For transmission line operations, WThink’s Power Transmission solution can support corridor monitoring, drone inspection, AI defect recognition, live data transmission, and centralized O&M management.
By combining 5G drone communication, edge AI modules, autonomous inspection workflows, and structured reporting, utilities can move away from scattered inspection files and toward a connected grid inspection system.
BVLOS drone inspection gives utilities a safer, more scalable, and more data-driven way to monitor power transmission lines. The real value comes from the full system around the drone: 5G connectivity, edge AI, route planning, regulatory readiness, emergency procedures, data security, and maintenance workflows. When those pieces work together, BVLOS inspection becomes a practical path toward faster corridor awareness and more reliable grid operations.
Frequently asked questions
What is BVLOS drone inspection?
BVLOS drone inspection means the drone operates beyond the direct visual range of the operator or observer. For utilities, it can support longer-distance inspection of power transmission corridors under approved operating conditions.
Why is BVLOS useful for transmission line inspection?

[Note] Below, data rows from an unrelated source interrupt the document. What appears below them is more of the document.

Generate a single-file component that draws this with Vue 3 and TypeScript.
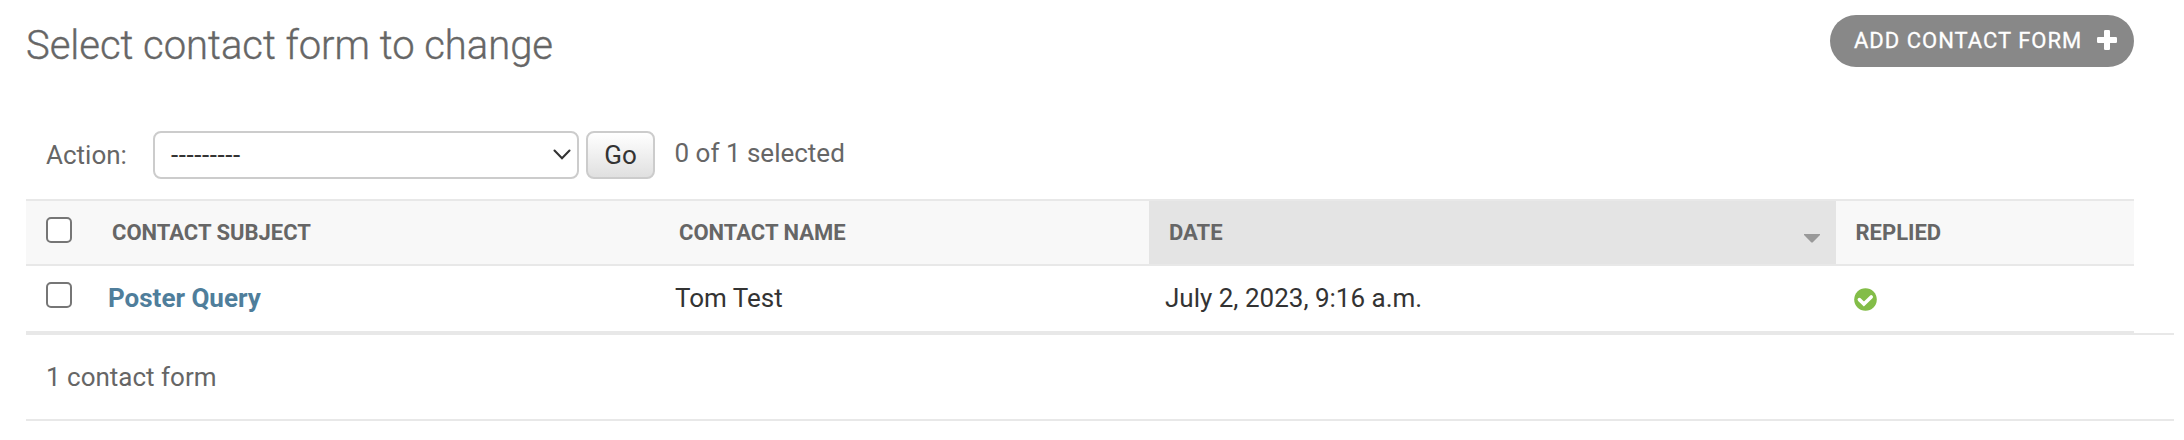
<script setup lang="ts">
import { ref } from 'vue'

interface ContactForm {
  subject: string
  name: string
  date: string
  replied: boolean
}

const rows: ContactForm[] = [
  { subject: 'Poster Query', name: 'Tom Test', date: 'July 2, 2023, 9:16 a.m.', replied: true },
]
const selected = ref<boolean[]>(rows.map(() => false))
</script>

<template>
  <main class="page">
    <header class="top">
      <h1>Select contact form to change</h1>
      <a class="add">
        <span>Add contact form</span>
        <svg class="plus" viewBox="0 0 20 20">
          <rect x="7" y="0" width="6" height="20" rx="1.3" />
          <rect x="0" y="7" width="20" height="6" rx="1.3" />
        </svg>
      </a>
    </header>

    <div class="actions">
      <span class="label">Action:</span>
      <div class="select">
        <span class="value">---------</span>
        <svg class="chevron" viewBox="0 0 18 12">
          <path d="M1.5 1.5 9 9.3 16.5 1.5" />
        </svg>
      </div>
      <button class="go" type="button">Go</button>
      <span class="counter">0 of {{ rows.length }} selected</span>
    </div>

    <div class="table">
      <div class="row head">
        <div class="cell"><input type="checkbox" class="check" /></div>
        <div class="cell">Contact subject</div>
        <div class="cell">Contact name</div>
        <div class="cell sorted">
          <span>Date</span>
          <svg class="arrow" viewBox="0 0 16 9"><path d="M0 0H16V1L8.6 8.6H7.4L0 1Z" /></svg>
        </div>
        <div class="cell">Replied</div>
      </div>
      <div v-for="(row, i) in rows" :key="row.subject" class="row body">
        <div class="cell"><input v-model="selected[i]" type="checkbox" class="check" /></div>
        <div class="cell link">{{ row.subject }}</div>
        <div class="cell">{{ row.name }}</div>
        <div class="cell">{{ row.date }}</div>
        <div class="cell">
          <svg v-if="row.replied" class="yes" viewBox="0 0 23 23">
            <circle cx="11.5" cy="11.5" r="11.3" />
            <path d="M5.4 11.6 9.9 16 17.2 9" />
          </svg>
        </div>
      </div>
    </div>
    <p class="paginator">{{ rows.length }} contact form</p>
  </main>
</template>

<style>
body {
  margin: 0;
  background: #fff;
}
</style>

<style scoped>
.page {
  box-sizing: border-box;
  height: 440px;
  padding: 15px 10px 0 26px;
  font-family: Roboto, "Liberation Sans", sans-serif;
  font-size: 26px;
  color: #666;
}
.top {
  display: flex;
  justify-content: space-between;
  height: 116px;
  margin-right: 40px;
}
h1 {
  margin: 7px 0 0;
  font-size: 40px;
  line-height: 48px;
  font-weight: 300;
  letter-spacing: -0.03px;
  -webkit-text-stroke: 0.35px #666;
}
.add {
  box-sizing: border-box;
  display: flex;
  align-items: center;
  justify-content: space-between;
  width: 304px;
  height: 52px;
  padding: 0 17px 2px 24px;
  border-radius: 26px;
  background: #888;
  color: #fff;
  font-size: 22px;
  letter-spacing: 1px;
  text-transform: uppercase;
  white-space: nowrap;
  -webkit-text-stroke: 0.3px #fff;
}
.plus {
  width: 20px;
  height: 20px;
  fill: #fff;
}
.actions {
  display: flex;
  height: 68px;
  line-height: 48px;
}
.label {
  width: 107px;
  padding-left: 20px;
}
.select {
  box-sizing: border-box;
  display: flex;
  align-items: center;
  justify-content: space-between;
  width: 426px;
  height: 48px;
  padding: 0 6px 0 16px;
  border: 2px solid #ccc;
  border-radius: 8px;
  color: #333;
}
.value {
  letter-spacing: 0.55px;
}
.chevron {
  width: 18px;
  height: 12px;
  fill: none;
  stroke: #333;
  stroke-width: 2.1;
  stroke-linecap: round;
}
.go {
  box-sizing: border-box;
  width: 69px;
  height: 48px;
  margin: 0 0 0 7px;
  padding: 0 0 1px;
  border: 2px solid #ccc;
  border-radius: 8px;
  background: linear-gradient(#fff, #e0e0e0);
  color: #333;
  font: inherit;
  line-height: 30px;
}
.counter {
  margin-left: 19.5px;
  line-height: 45px;
}
.table {
  width: 2108px;
}
.row {
  display: grid;
  grid-template-columns: 66px 567px 490px 687px 298px;
  border-bottom: 2px solid #e8e8e8;
}
.head {
  height: 63px;
  border-top: 2px solid #e8e8e8;
  background: #f8f8f8;
  font-size: 22px;
  font-weight: 700;
  line-height: 63px;
  text-transform: uppercase;
}
.body {
  height: 65px;
  color: #333;
  line-height: 65px;
}
.head .cell {
  padding-left: 20px;
}
.head .cell:last-child {
  padding-left: 19.5px;
}
.body .cell {
  padding-left: 16px;
}
.row .cell:first-child {
  padding: 16px 0 0 20px;
  line-height: 0;
}
.check {
  appearance: none;
  box-sizing: border-box;
  width: 26px;
  height: 26px;
  margin: 0;
  border: 2px solid #767676;
  border-radius: 5px;
  background: #fff;
}
.sorted {
  display: flex;
  justify-content: space-between;
  padding-right: 16px;
  background: #e4e4e4;
}
.arrow {
  width: 16px;
  height: 9px;
  margin-top: 33px;
  fill: #999;
}
.body .link {
  color: #4f7e9b;
  font-weight: 700;
}
.yes {
  display: block;
  width: 23px;
  height: 23px;
  margin: 22px 0 0 1.5px;
  fill: #83bd48;
}
.yes path {
  fill: none;
  stroke: #fff;
  stroke-width: 3.6;
  stroke-linecap: round;
}
.paginator {
  margin: 0;
  padding-left: 20px;
  border: solid #e8e8e8;
  border-width: 2px 0;
  line-height: 84px;
}
</style>
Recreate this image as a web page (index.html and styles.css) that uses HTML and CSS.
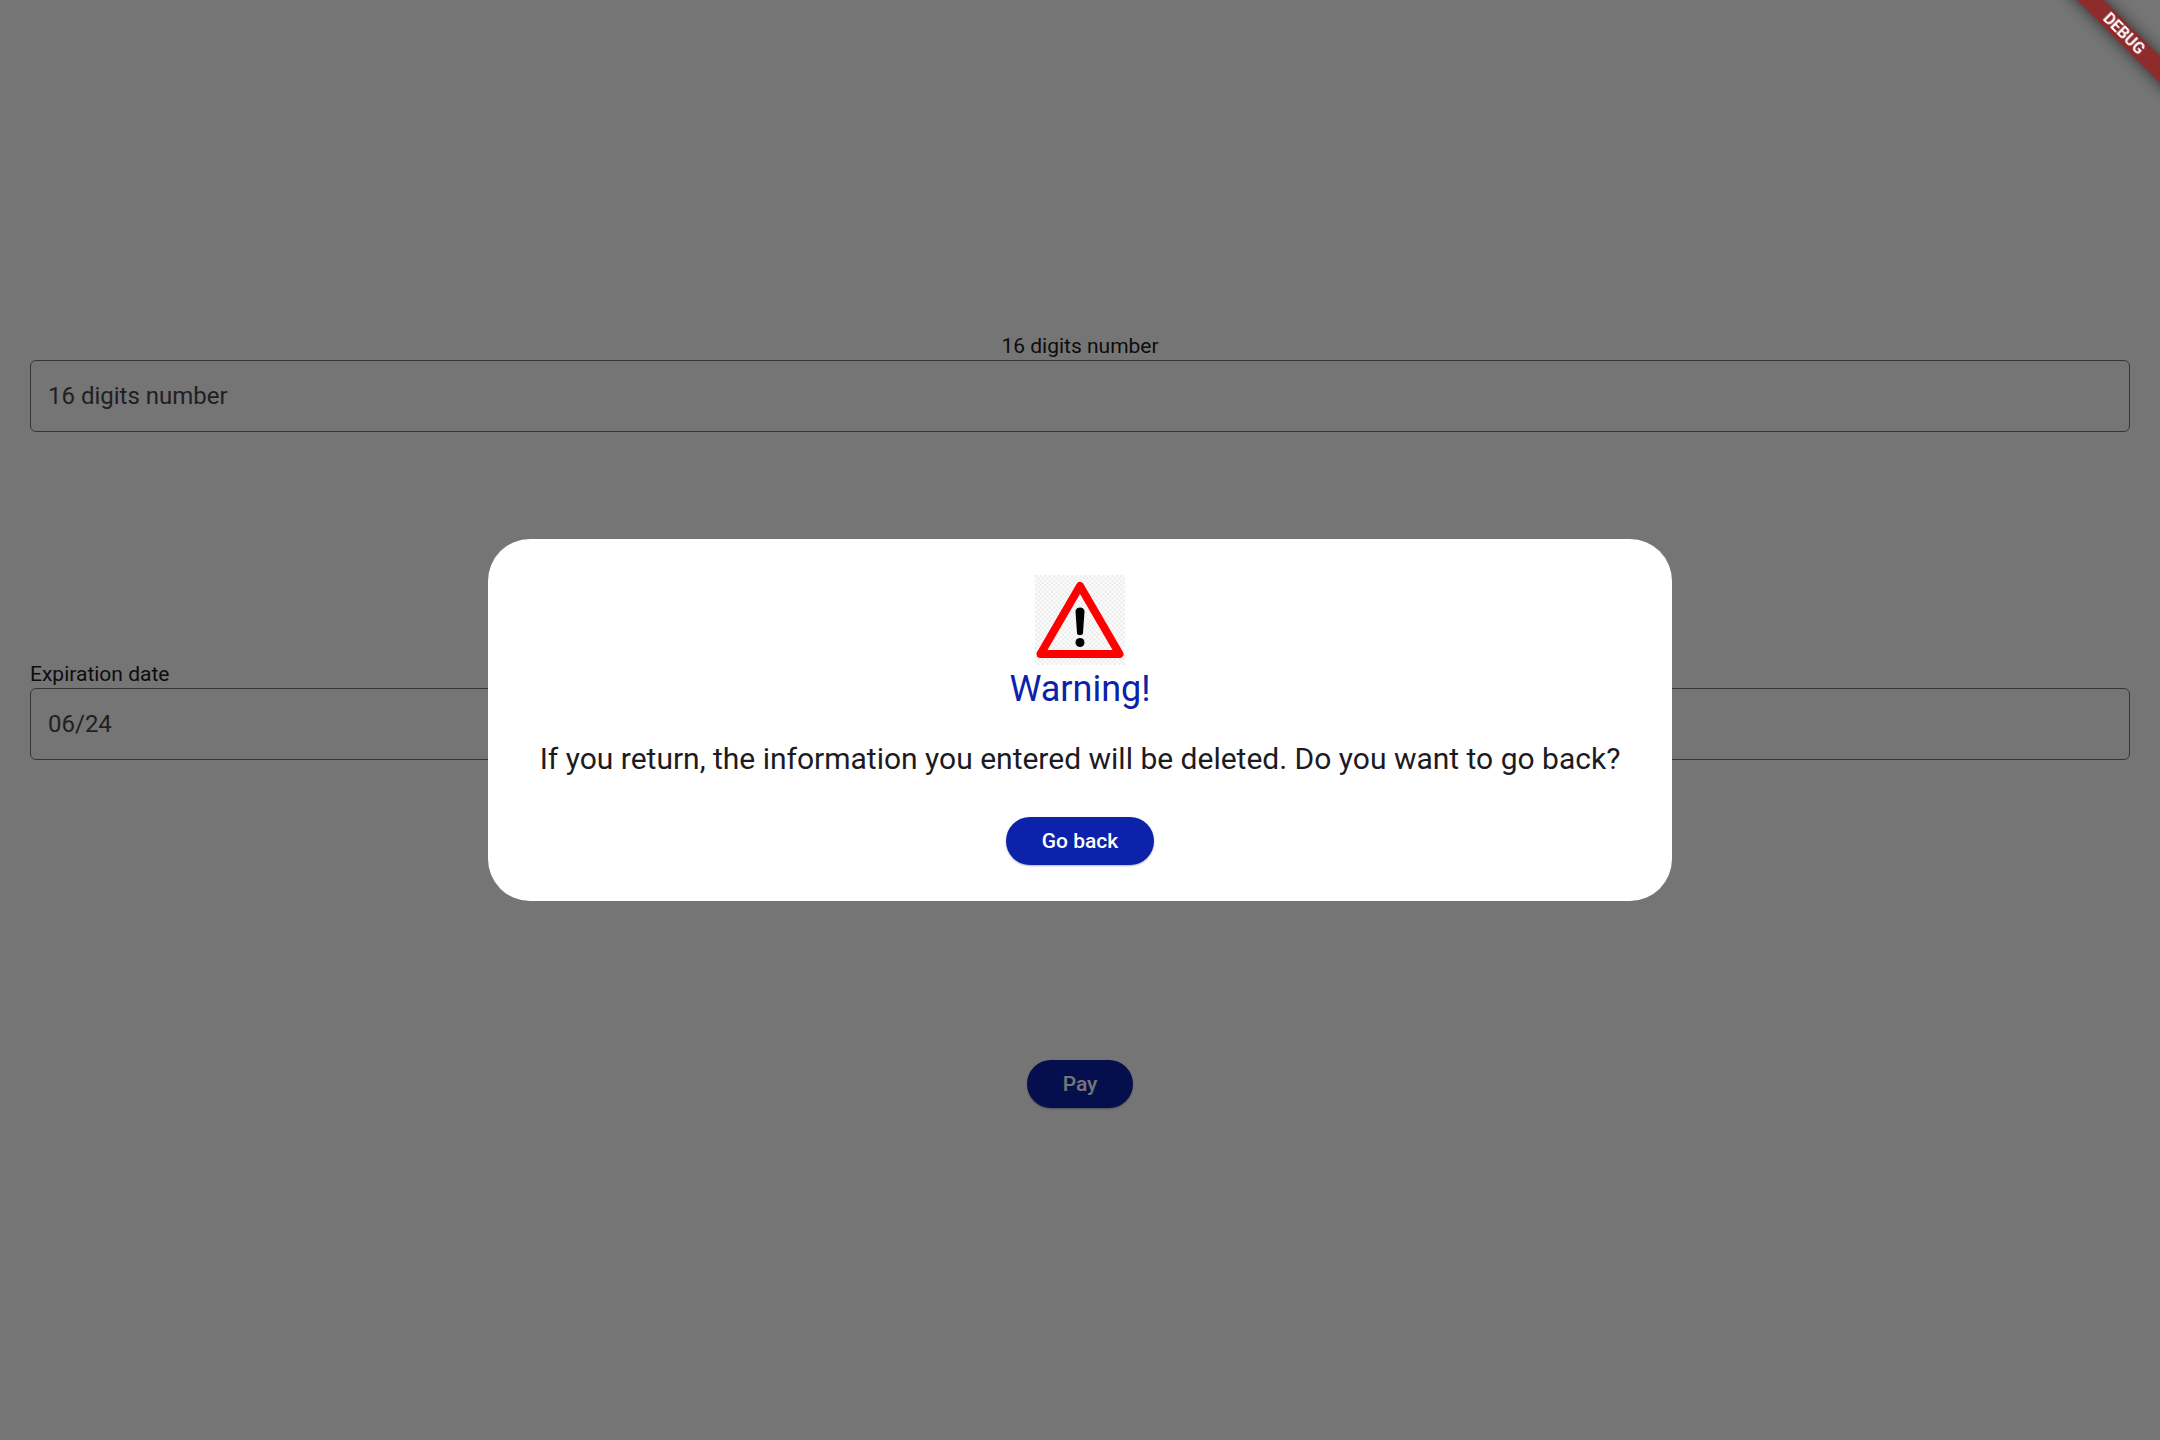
FILE: index.html
```html
<!DOCTYPE html>
<html lang="en">
<head>
<meta charset="utf-8">
<meta name="viewport" content="width=device-width, initial-scale=1">
<title>Payment</title>
<link rel="stylesheet" href="styles.css">
</head>
<body>
<main>
  <form class="payment">
    <div class="field">
      <label class="field-label field-label-center" for="card">16 digits number</label>
      <input class="field-input" id="card" type="text" inputmode="numeric" placeholder="16 digits number">
    </div>
    <div class="field field-date">
      <label class="field-label" for="expiration">Expiration date</label>
      <input class="field-input" id="expiration" type="text" placeholder="06/24">
    </div>
    <button class="button" type="button">Pay</button>
  </form>
</main>
<div class="overlay">
  <dialog class="dialog" open aria-labelledby="dialog-title">
    <svg class="dialog-icon" viewBox="0 0 90 90" aria-hidden="true">
      <defs>
        <pattern id="checks" width="4.500" height="4.500" patternUnits="userSpaceOnUse">
          <path d="M0 0h2.250v2.250H0zM2.250 2.250h2.250v2.250H2.250z" fill="#ebebeb"/>
        </pattern>
      </defs>
      <rect width="90" height="90" fill="url(#checks)"/>
      <path d="M45 11 84.500 79H5.500Z" fill="none" stroke="#f00" stroke-width="8" stroke-linejoin="round"/>
      <path d="M40.500 36.500c0-5.500 9-5.500 9 0L48 58c-.3 3-5.700 3-6 0Z"/>
      <circle cx="45" cy="67.500" r="4.500"/>
    </svg>
    <h1 class="dialog-title" id="dialog-title">Warning!</h1>
    <p class="dialog-text">If you return, the information you entered will be deleted. Do you want to go back?</p>
    <button class="button" type="button">Go back</button>
  </dialog>
</div>
<div class="corner"><span class="ribbon">DEBUG</span></div>
</body>
</html>
```
FILE: styles.css
```css
* {
  box-sizing: border-box;
}

body {
  margin: 0;
  background: #fff;
  color: #1c1b1f;
  font-family: Roboto, sans-serif;
}

.payment {
  display: flex;
  flex-direction: column;
  align-items: center;
  justify-content: center;
  min-height: 100vh;
  padding: 0 30px;
}

.field {
  display: flex;
  flex-direction: column;
  width: 100%;
}

.field-date {
  margin: 228px 0 300px;
}

.field-label {
  font-size: 21px;
  line-height: 28px;
}

.field-label-center {
  text-align: center;
}

.field-input {
  width: 100%;
  height: 72px;
  padding: 0 17px;
  border: 1px solid #79747e;
  border-radius: 6px;
  background: transparent;
  color: #1c1b1f;
  font: 24px Roboto, sans-serif;
}

.field-input::placeholder {
  color: #49454f;
  opacity: 1;
}

.button {
  height: 48px;
  padding: 0 36px;
  border: 0;
  border-radius: 24px;
  background: #0c22aa;
  box-shadow: 0 1px 2px rgba(0, 0, 0, .3);
  color: #fff;
  font: 500 21px Roboto, sans-serif;
}

.overlay {
  position: fixed;
  inset: 0;
  display: flex;
  align-items: center;
  justify-content: center;
  background: rgba(0, 0, 0, .54);
}

.dialog {
  position: static;
  display: flex;
  flex-direction: column;
  align-items: center;
  margin: 0;
  padding: 36px 52px;
  border: 0;
  border-radius: 42px;
  background: #fff;
  color: #1c1b1f;
}

.dialog-icon {
  width: 90px;
  height: 90px;
}

.dialog-title {
  margin: 0;
  color: #0c22aa;
  font-size: 36px;
  font-weight: 400;
  line-height: 48px;
}

.dialog-text {
  margin: 24px 0 36px;
  font-size: 30px;
  line-height: 44px;
}

.corner {
  position: fixed;
  top: 0;
  right: 0;
  width: 120px;
  height: 120px;
  overflow: hidden;
  pointer-events: none;
}

.ribbon {
  position: absolute;
  top: 24px;
  right: -44px;
  width: 160px;
  background: #8d2b2d;
  box-shadow: 0 0 16px rgba(0, 0, 0, .6);
  color: #fff;
  font-size: 16px;
  font-weight: 700;
  line-height: 19px;
  text-align: center;
  transform: rotate(45deg);
}
```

Transmission lines are long, distributed assets. BVLOS inspection helps utilities cover more corridor distance, reduce field movement, and inspect remote or difficult terrain more efficiently.
What role does 5G play in BVLOS inspection?
5G supports live video transmission, telemetry, remote control, mission supervision, and the connection between drones, edge devices, and control centers.
Can AI detect transmission line defects?
AI can help detect insulator damage, foreign objects, conductor abnormalities, tower defects, vegetation risks, and other corridor issues. Human review remains important for final maintenance decisions.
Do BVLOS inspections require regulatory approval?
In many markets, yes. BVLOS drone operations often require specific permissions, safety procedures, or operational approvals. Utilities should follow local aviation rules and project-specific compliance requirements.